Sang sutradara, Scott Stewart sering bekerja di belakang layar dalam bagian visual effect seperti film The Lost World : Jurassic Park, Harry Potter and Goblet of Fire, Superman Returns, Pirates of The Carribean : Dead Man’s Chest, Ironman. Tidak buruk untuk bagian awal film, hanya cara meramu Scott di pertengahan film seakan-akan terjebak dengan film yang bergenre sejenis. Tidak harus dengan pola yang sama Bung Scott. Buatlah gaya anda sendiri. Karena anda sudah mempunyai modal, ide cerita yang bagus. Sayang sekali Scott tidak memberi detil yang cukup kepada penonton, apa saja yang bisa dilakukan oleh karakter Gabriel dan Michael. Sehingga mungkin penonton pun akan bingung mengenai konklusi dari ending film. Dan banyak hal lain yang tidak dijelaskan di film ini.
Paul Bettany, ternyata dia menjadi pengisi suara Jarvis di Ironman. Saya tidak pernah mengetahui hal ini. Saya suka Bettany ketika dia bermain (tentu saja) di A Beautiful Mind. Suaranya yang dingin cukup khas. Kemudian berduet lagi dengan Russell Crowe di Master and Commander : Far Side of The World. Sayang penampilan mereka berdua termasuk biasa saja disana. Lalu bermain di The Davinci Code. Kini mencoba film aksi dengan melakukan baku tembak dan baku hantam di film ini. Sebenarnya Bettany cukup bermain bagus disini, hanya naskah cerita yang membatasi gerakannya. Dan ternyata Bettany masih akan bekerja sama lagi dengan Scott untuk proyek berikutnya Priest yang akan dirilis 2011. (masih bergenre action-horror). Semoga kerjasama mereka yang kedua ini akan lebih baik.

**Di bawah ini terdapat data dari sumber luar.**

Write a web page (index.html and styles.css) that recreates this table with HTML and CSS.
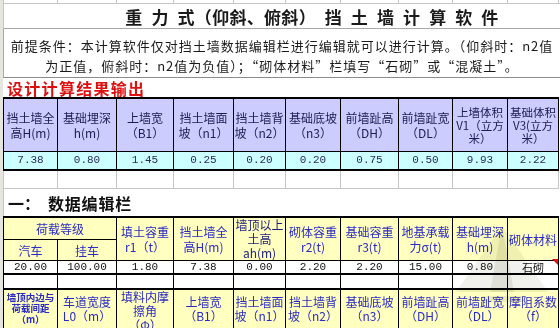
FILE: index.html
```html
<!DOCTYPE html>
<html lang="zh-CN">
<head>
<meta charset="utf-8">
<link rel="stylesheet" href="styles.css">
</head>
<body>
<div class="sheet">
  <div class="strip"></div>
  <div class="main">
    <table class="grid toprow">
      <colgroup><col class="c1"><col class="c2"><col class="c3"><col class="c4"><col class="c5"><col class="c6"><col class="c7"><col class="c8"><col class="c9"><col class="c10"></colgroup>
      <tr><td></td><td></td><td></td><td></td><td></td><td></td><td></td><td></td><td></td><td></td></tr>
    </table>
    <div class="title">重&ensp;力&ensp;式（仰斜、俯斜）&ensp;挡&ensp;土&ensp;墙&ensp;计&ensp;算&ensp;软&ensp;件</div>
    <div class="premise">前提条件：本计算软件仅对挡土墙数据编辑栏进行编辑就可以进行计算。（仰斜时：n2值<br>为正值，俯斜时：n2值为负值）；“砌体材料”栏填写“石砌”或“混凝土”。</div>
    <div class="red-head">设计计算结果输出</div>
    <table class="grid out">
      <colgroup><col class="c1"><col class="c2"><col class="c3"><col class="c4"><col class="c5"><col class="c6"><col class="c7"><col class="c8"><col class="c9"><col class="c10"></colgroup>
      <tr class="oh">
        <td>挡土墙全<br>高H(m)</td>
        <td>基础埋深<br>h(m)</td>
        <td>上墙宽<br>（B1）</td>
        <td>挡土墙面<br>坡（n1）</td>
        <td>挡土墙背<br>坡（n2）</td>
        <td>基础底坡<br>（n3）</td>
        <td>前墙趾高<br>（DH）</td>
        <td>前墙趾宽<br>（DL）</td>
        <td class="lft">上墙体积<br>V1（立方<br>米）</td>
        <td class="lft">基础体积<br>V3(立方<br>米）</td>
      </tr>
      <tr class="od">
        <td>7.38</td><td>0.80</td><td>1.45</td><td>0.25</td><td>0.20</td><td>0.20</td><td>0.75</td><td>0.50</td><td>9.93</td><td>2.22</td>
      </tr>
      <tr class="blank b18">
        <td></td><td></td><td></td><td></td><td></td><td></td><td></td><td></td><td></td><td></td>
      </tr>
    </table>
    <div class="sec-head">一：&ensp;<span class="sp">数据编辑栏</span></div>
    <table class="grid edit">
      <colgroup><col class="c1"><col class="c2"><col class="c3"><col class="c4"><col class="c5"><col class="c6"><col class="c7"><col class="c8"><col class="c9"><col class="c10"></colgroup>
      <tr class="eh1">
        <td colspan="2">荷载等级</td>
        <td rowspan="2">填土容重<br>r1（t）</td>
        <td rowspan="2">挡土墙全<br>高H(m)</td>
        <td rowspan="2" class="three">墙顶以上<br>土高<br>ah(m)</td>
        <td rowspan="2">砌体容重<br>r2(t)</td>
        <td rowspan="2">基础容重<br>r3(t)</td>
        <td rowspan="2">地基承载<br>力σ(t)</td>
        <td rowspan="2">基础埋深<br>h(m)</td>
        <td rowspan="2" class="mat">砌体材料</td>
      </tr>
      <tr class="eh2">
        <td>汽车</td><td>挂车</td>
      </tr>
      <tr class="ed">
        <td>20.00</td><td>100.00</td><td>1.80</td><td>7.38</td><td>0.00</td><td>2.20</td><td>2.20</td><td>15.00</td><td>0.80</td><td class="cn">石砌</td>
      </tr>
      <tr class="blank b15">
        <td></td><td></td><td></td><td></td><td></td><td></td><td></td><td></td><td></td><td></td>
      </tr>
      <tr class="eh3">
        <td class="small">墙顶内边与<br>荷载间距<br>（m）</td>
        <td>车道宽度<br>L0（m）</td>
        <td class="tall">填料内摩<br>擦角<br>（Φ）</td>
        <td>上墙宽<br>（B1）</td>
        <td>挡土墙面<br>坡（n1）</td>
        <td>挡土墙背<br>坡（n2）</td>
        <td>基础底坡<br>（n3）</td>
        <td>前墙趾高<br>（DH）</td>
        <td>前墙趾宽<br>（DL）</td>
        <td>摩阻系数<br>（f）</td>
      </tr>
    </table>
  </div>
</div>
<div class="comment-mark"></div>
<svg class="watermark" width="100" height="90" viewBox="0 0 100 90">
  <polygon points="50,4 96,70 4,70" fill="#e2e2da" opacity="0.5"/>
  <polygon points="50,4 62,70 38,70" fill="#cfcfc6" opacity="0.5"/>
  <rect x="30" y="74" width="40" height="6" fill="#dadad2" opacity="0.5"/>
</svg>
</body>
</html>
```

FILE: styles.css
```css
html, body {
  margin: 0;
  padding: 0;
}
body {
  width: 560px;
  height: 328px;
  overflow: hidden;
  background: #ffffff;
  font-family: "Noto Sans CJK SC", "Noto Sans", sans-serif;
  color: #111;
  position: relative;
}
.sheet {
  display: flex;
}
.strip {
  width: 3px;
  flex: none;
  background: #e6e6de;
}
.main {
  width: 557px;
  flex: none;
  display: flex;
  flex-direction: column;
}
.grid {
  border-collapse: collapse;
  table-layout: fixed;
  width: 555px;
}
.grid td {
  padding: 0;
  text-align: center;
  vertical-align: middle;
  overflow: hidden;
  white-space: nowrap;
}
.c1 { width: 54px; }
.c2 { width: 59px; }
.c3 { width: 57px; }
.c4 { width: 60px; }
.c5 { width: 52px; }
.c6 { width: 55px; }
.c7 { width: 58px; }
.c8 { width: 54px; }
.c9 { width: 55px; }
.c10 { width: 51px; }

.toprow td {
  height: 3px;
  border-left: 1px solid #c6c6c6;
  border-right: 1px solid #c6c6c6;
}

.title {
  height: 26px;
  box-sizing: border-box;
  border-top: 1px solid #c6c6c6;
  border-left: 1px solid #c6c6c6;
  border-bottom: 1px solid #a8a8a8;
  text-align: center;
  font-size: 17px;
  font-weight: 700;
  line-height: 26px;
  color: #1a1a1a;
  padding-left: 60px;
  letter-spacing: 0.3px;
}
.premise {
  height: 49px;
  box-sizing: border-box;
  border-left: 1px solid #a8a8a8;
  border-bottom: 1px solid #8c8c8c;
  padding-top: 7px;
  text-align: center;
  font-size: 13px;
  line-height: 20px;
  letter-spacing: 1px;
  color: #1a1a1a;
  white-space: nowrap;
}
.red-head {
  height: 19px;
  box-sizing: border-box;
  padding-left: 4px;
  font-size: 16px;
  line-height: 20px;
  font-weight: 700;
  letter-spacing: 1.3px;
  color: #dd1010;
}

.out .oh td {
  height: 52px;
  background: #ccccff;
  border: 1px solid #000;
  border-top: 2px solid #000;
  font-size: 12px;
  line-height: 15px;
  color: #1c1c50;
}
.out .oh td.lft {
  font-size: 11.5px;
  line-height: 13px;
}
.out .od td {
  height: 17px;
  background: #ccffff;
  border: 1px solid #000;
  border-bottom: 2px solid #000;
  font-family: "Liberation Mono", "DejaVu Sans Mono", monospace;
  font-size: 11px;
  line-height: 15px;
  color: #2a2a5a;
}
.blank td {
  border-left: 1px solid #c6c6c6;
  border-right: 1px solid #c6c6c6;
  border-bottom: 1px solid #c6c6c6;
}
.b18 td { height: 17px; }
.b15 td { height: 13px; }

.sec-head {
  height: 27px;
  box-sizing: border-box;
  padding-left: 4px;
  font-size: 16px;
  line-height: 29px;
  font-weight: 700;
  color: #111;
  border-left: 1px solid #c6c6c6;
}
.sec-head .sp {
  letter-spacing: 0.8px;
}

.edit td {
  background: #ffffc0;
  border: 1px solid #000;
  color: #2a2ac4;
  font-size: 12px;
  line-height: 15px;
}
.edit .eh1 td {
  border-top: 2px solid #000;
  height: 21px;
}
.edit .eh1 td.three {
  line-height: 14px;
  color: #22227a;
}
.edit .eh2 td {
  height: 20px;
}
.edit .ed td {
  background: #ffffff;
  height: 12px;
  line-height: 12px;
  border-bottom: 2px solid #000;
  font-family: "Liberation Mono", "DejaVu Sans Mono", monospace;
  font-size: 11px;
  color: #111;
}
.edit .ed td.cn {
  font-family: "Noto Sans CJK SC", sans-serif;
  font-size: 11px;
  line-height: 12px;
}
.edit .blank td {
  background: #ffffff;
  border-bottom: 2px solid #000;
}
.edit .eh3 td {
  height: 44px;
  vertical-align: top;
  padding-top: 5px;
  line-height: 14px;
}
.edit .eh3 td.tall {
  padding-top: 0;
}
.edit .eh3 td.small {
  font-size: 9.5px;
  line-height: 11px;
  font-weight: 700;
  padding-top: 2px;
}

.comment-mark {
  position: absolute;
  left: 552px;
  top: 259px;
  width: 0;
  height: 0;
  border-left: 6px solid transparent;
  border-top: 6px solid #e01010;
}
.watermark {
  position: absolute;
  left: 452px;
  top: 222px;
  pointer-events: none;
  mix-blend-mode: multiply;
}
```
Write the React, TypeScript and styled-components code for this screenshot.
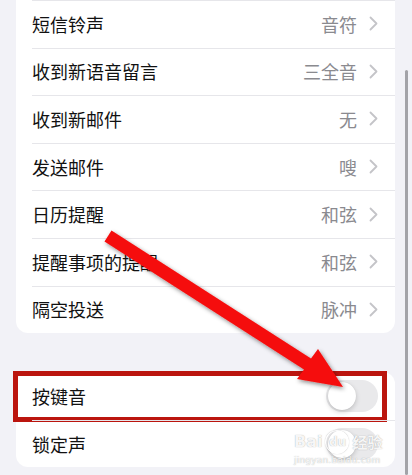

Dennis Quaid, semenjak cerai dengan Meg Ryan. Karir aktor berkharisma satu ini menanjak laris manis. Bermain dalam film-film besar seperti The Day After Tomorrow, G.I. Joe : The Rise of Cobra. Film Quaid yang saya suka adalah Frequency dan The Day After Tomorrow.
Jika anda penggemar serial Private Practice atau Grey’s Anatomy, maka akan mengenali sosok Kate Walsh yang berperan sebagai Dr. Addison. Dia berakting sedikit berbeda disini.
Jadi kesimpulannya, jangan sampai telat masuk karena hal-hal yang bagus hanya terjadi di awal film lalu terjun ke jurang kebosanan setelah pertengahan film. Dan dari endingnya bisa ditebak bahwa akhir film memberi jalan untuk sebuah sequel.
8 comments:
film nya agak aneh menurut gw.... serba nanggung dengan ending ya ga klimaks!
tapi yg nenek nenek bisa jalan di tembok itu lumayan ngagetin seh hehe
and yeah, the angel's wings reminds me of constantine
@Aris : setuju, rada nanggung hehe...sayang sekali.
tadinya saya mau lihat film ini.
tapi setelah melihat ulasan anda (bujet minimal, ending yang gag jelas, bintang film yang pas2an, dll) kayanya pikir2 lg deh XD
lagipula ini masih februari. film2 rame biasanya hadir pada awal musim panas. hahahah XD
@Fang : hehe...tidak terlalu recommended sih. Nontonnya kapan2 aja kalo sempet hehehe...
Aku cukup terhibur dengan film ini. Idenya asyik. Lucu saja melihat para malaikat bertarung. Mana pake pistol dan pisau lagi.
Gambar-gambarnya cukup enak ditontoton.
Soundnya justru terlalu berlebihan di kupingku.
@Gilasinema : idenya sih luar biasa keren. Soundnya memang sedikit bising, tapi masih mending lah daripada agak mellow hehe..
bang, aku bingung bang... kalau di terminator pentingnya john connor kan jelas dia mimpin resistance in the future. kalau legion ini pentingnya itu anak apa ya? toh ternyata God juga ga jadi punish human...?
and seandainya tetap dihukum, itu anak emang signifikannya apa? what made him special?
@Maxim : inilah kalo sineas bikin film yang berharap laku dan berangan-angan ada sekuel hehehe...jadi ceritanya ga jelas.